Sale of a Running Business with all Assets and Liabilities is a Slump Sale, would not attract Section 50(2) of  Income Tax Act

In CIT v. Equinox Solution Pvt. Ltd, the two-judge bench of the Hon’ble Supreme Court held that the Sale of a running business with all its Assets And Liabilities would not be covered by Section 50(2) of the Income Tax Act since such transactions are Slump Sale of a “Long Term Capital Asset” within the ambit of Section 48(2) of the Income Tax Act.

The Assessee-Company sold its entire business as a running concern to another Company and filed return claiming deduction under Section 48 of the Income Tax Act stating that the Sale is in the nature of “Slump Sale” of the going concern being in the nature of Long Term Capital Gain in the hands of the Assessee.
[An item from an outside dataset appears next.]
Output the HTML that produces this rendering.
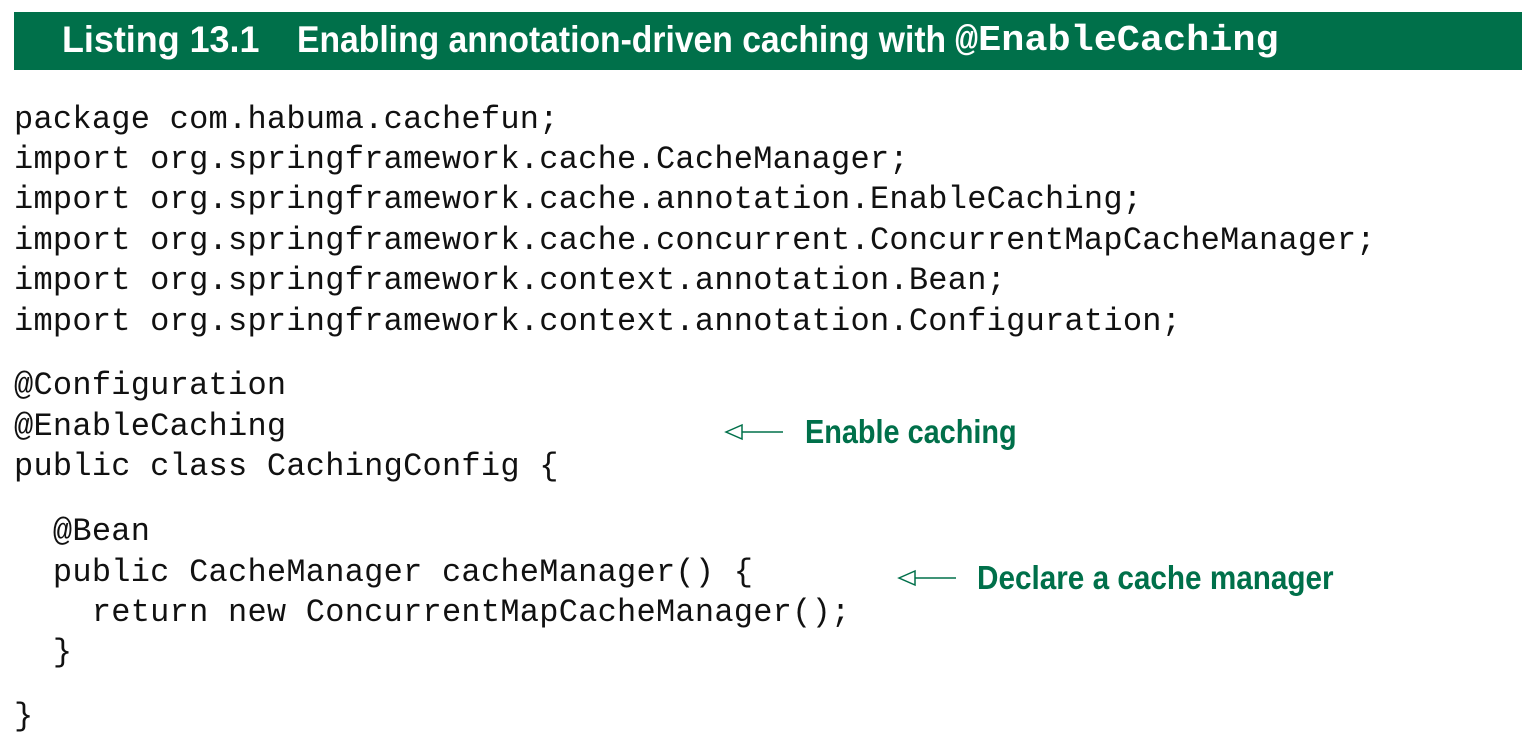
<!DOCTYPE html>
<html><head><meta charset="utf-8"><style>
body{margin:0;width:1534px;height:743px;background:#fff;position:relative;overflow:hidden}
.bar{position:absolute;left:14px;top:12px;width:1508px;height:58px;background:#00704a}
.h{position:absolute;color:#fff;font-family:"Liberation Sans",sans-serif;font-weight:bold;font-size:37px;top:19px;line-height:42px;transform-origin:0 0;white-space:nowrap}
.c{position:absolute;left:14px;font-family:"Liberation Mono",monospace;font-size:32px;letter-spacing:0.25px;line-height:40px;white-space:pre;color:#111}
.a{position:absolute;color:#00704a;font-family:"Liberation Sans",sans-serif;font-weight:bold;font-size:33px;line-height:36px;transform-origin:0 0;white-space:nowrap}
svg{position:absolute}
</style></head><body>
<div class="bar"></div>
<div class="h" style="left:62px;transform:scaleX(0.97)">Listing 13.1</div>
<div class="h" style="left:297px;transform:scaleX(0.91)">Enabling annotation-driven caching with</div>
<div class="h" style="left:955px;top:20px;font-family:'Liberation Mono',monospace;font-size:36px;transform:scaleX(1.07)">@EnableCaching</div>
<div class="c" style="top:100px">package com.habuma.cachefun;</div>
<div class="c" style="top:140px">import org.springframework.cache.CacheManager;</div>
<div class="c" style="top:180px">import org.springframework.cache.annotation.EnableCaching;</div>
<div class="c" style="top:221px">import org.springframework.cache.concurrent.ConcurrentMapCacheManager;</div>
<div class="c" style="top:261px">import org.springframework.context.annotation.Bean;</div>
<div class="c" style="top:302px">import org.springframework.context.annotation.Configuration;</div>
<div class="c" style="top:366px">@Configuration</div>
<div class="c" style="top:407px">@EnableCaching</div>
<div class="c" style="top:447px">public class CachingConfig {</div>
<div class="c" style="top:512px">  @Bean</div>
<div class="c" style="top:553px">  public CacheManager cacheManager() {</div>
<div class="c" style="top:593px">    return new ConcurrentMapCacheManager();</div>
<div class="c" style="top:633px">  }</div>
<div class="c" style="top:697px">}</div>
<svg width="1534" height="743" style="left:0;top:0">
<g stroke="#00704a" stroke-width="1.5" fill="none">
<path d="M726 432 L742 425 L742 439 Z M742 432 L783 432"/>
<path d="M899 578 L915 571 L915 585 Z M915 578 L956 578"/>
</g></svg>
<div class="a" style="left:805px;top:414px;transform:scaleX(0.874)">Enable caching</div>
<div class="a" style="left:977px;top:560px;transform:scaleX(0.9)">Declare a cache manager</div>
</body></html>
The Assessing Officer rejected the contention considering the said transaction as Short Term Capital Gain as specified in Section 50 (2) of the Act.

Assessee successfully appealed the impugned order before the First Appellate Authority. Dissatisfied by the orders of the Appellate Authorities and the Hon’ble High Court, the Revenue Department carried the matter before the Hon’ble Supreme Court. The Supreme Court held that the transaction was rightly treated as Slump Sale of the going concern being “Long Term Capital Asset” under Section 48 as the entire running business with all assets and liabilities having been sold in one go by the assessee-Company.